大坂の陣でも、延俊は徳川方として参加しています。関ケ原も大坂の陣も、ねねの意向が働いたのでしょう。ねねと淀君との間には確執があったようですし、ねねからすれば、兄・家定の系統の豊臣家を守ることができればいい、ということだったのかもしれません。いずれにしても、大坂城は落城し、淀君や秀頼は自害。豊臣家は滅亡したとされています。

 ところが、日出藩主だったわが木下家には、まったくちがうストーリーが代々伝わってきました。捕らえられて斬首されたといわれている秀頼の息子・国松に関するものです。

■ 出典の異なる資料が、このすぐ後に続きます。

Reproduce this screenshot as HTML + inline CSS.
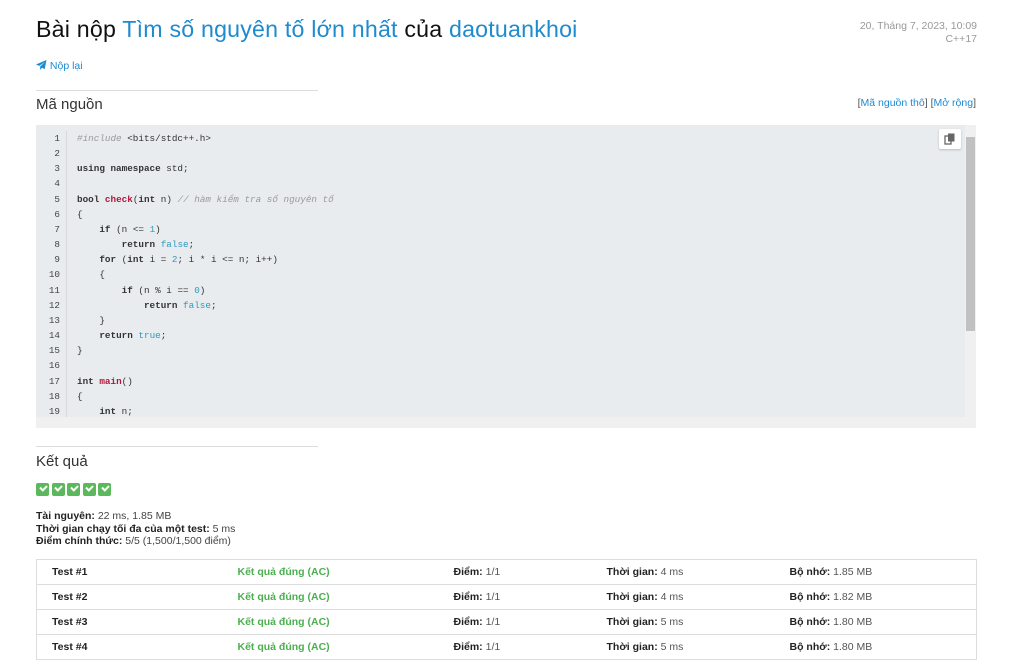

 国松は真田幸村の嫡男・大助らとともに薩摩の伊集院(現日置市)に逃れた。恐らく、島津家の軍船で落ち延びたのでしょう。その後、薩摩でもかくまいきれなくなったのか、国松は日出藩に来ます。国松は、2代・俊治の弟として延由と改名し、羽柴の姓を与えられ、日出藩3万石のうち5千石を分封され立石藩主になった。これが口伝で伝えられてきたのです。うちの分家ともいえるその家は、明治時代まで続きました。

 わが家の言い伝えは、秀頼に関しては触れていません。ただ、鹿児島市の木下郷と言われていた集落には、こんな話が残っていたそうです。大坂夏の陣が終わると200人以上の集団移住があった。移住してきた人々は、どことなく高貴な人たちで、農業や商売をすることもなく、飲み食いをしても、その代金を払うこともなかった。あとから島津家の者がやって来ては、その分のお代を払っていったことを考えると、移住者たちは秀頼とその家臣たちだったのではないか──。

 現地には、秀頼のものとされる墓もあります。歴史には表があれば裏もある。私は、そう考えています。